Unilever discovered Murad’s Iran business two months after it closed the purchase when one of Unilever’s U.S. employees was forwarded an email from the UAE distributor’s CEO “explaining the time it took for” Murad’s products to reach Tehran from California, OFAC said. The next day, Unilever’s corporate counsel directed the Murad executive to tell the UAE distributor to “cease all exports” to Iran, the agency said. The Murad official “followed these instructions” but first “alerted” another senior Murad official “of the need to ensure that the UAE Distributor’s CEO would not suggest that any” Murad executives approved the export of Murad’s products to Iran.

Despite being told that the UAE company couldn’t send the goods to Iran, Murad’s executive and others continued exporting goods to the UAE company for sale in Iran, OFAC said. The company eventually “placed an internal hold” on all orders from the UAE distributor, ending an eight-year “conspiracy.”

OFAC said the maximum civil penalty it could have imposed was more than $22 million, but it settled on a lesser amount because Murad voluntarily disclosed the violations. Even so, the agency said the violations constituted an “egregious case,” pointing to the company’s willful violations of U.S. sanctions and senior executives' “actual knowledge” of distributor agreements to sell products in Iran.

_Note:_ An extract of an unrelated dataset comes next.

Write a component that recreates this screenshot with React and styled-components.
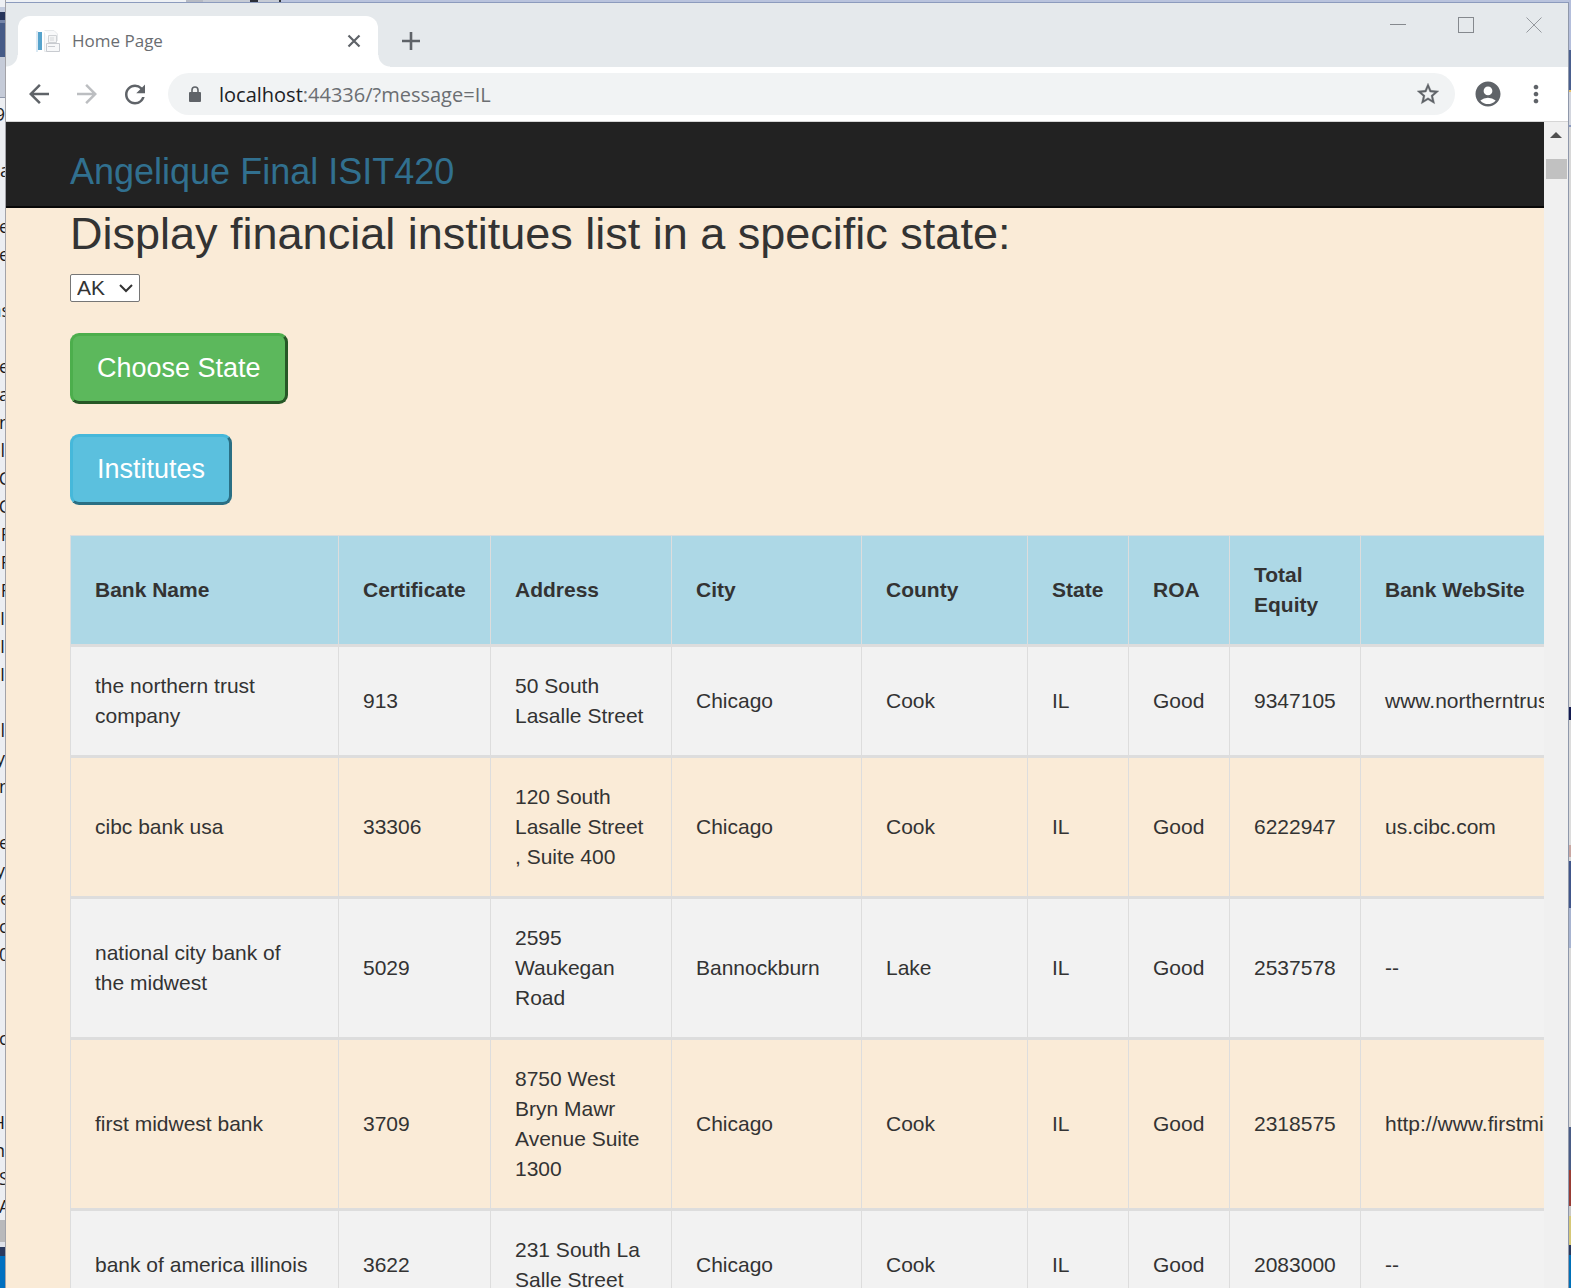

The agency also pointed to several mitigating factors, including its “thorough internal investigation” to find sanctions compliance “deficiencies” and its efforts to develop compliance training and implement sanctions screening. OFAC also pointed to the “benign consumer nature” of Murad’s cosmetic products and the “small overall share” of the company’s overall sales that involved Iran. Murad also hadn’t received a penalty notice in the previous five years and cooperated with OFAC’s investigation.

OFAC said the Murad executive didn’t voluntarily disclose the violations, which also represented an “egregious case.” The agency said the official was “aware” of the exports to Iran, failed to make sure the UAE distributor stopped sales to Iran and oversaw multiple departments responsible for the export despite knowing they were illegal.

The agency could have imposed a $2.7 million fine against the executive but settled on a lesser amount partly because the person no longer works for Murad and isn’t “engaged in international business activity,” the exports involved “benign consumer goods,” the person hadn’t received a penalty notice in the previous five years and cooperated with OFAC’s investigation.

A Unilever spokesperson said the company is "committed to complying with U.S. economic sanctions laws, and to working to ensure that all our subsidiaries and acquired businesses do as well." Unilever "extended our full cooperation to U.S. authorities to resolve this matter," the spokesperson said in a May 18 email. Murad didn't respond to a request for comment.

OFAC said the case highlights that U.S. sanctions on Iran “encompass a wide range of potentially violative conduct,” and companies with sanctions exposure need “measures to ensure that senior management both commit to and maintain a culture of compliance throughout the company.”

It also pointed to the importance of “clear and efficient reporting streams” within a company “that can rapidly identify red flags for further evaluation.” Sometimes a foreign company looking to acquire a U.S. company “may lack sufficient familiarity with U.S. sanctions laws,” which “could prevent the prompt identification of and response to potentially prohibited conduct.” Firms should be careful when conducting “pre- and post-acquisition due diligence,” OFAC said, adding companies “should closely oversee their new business elements, in addition to their pre-existing units, to identify any sanctions-related risks” after the transaction completes.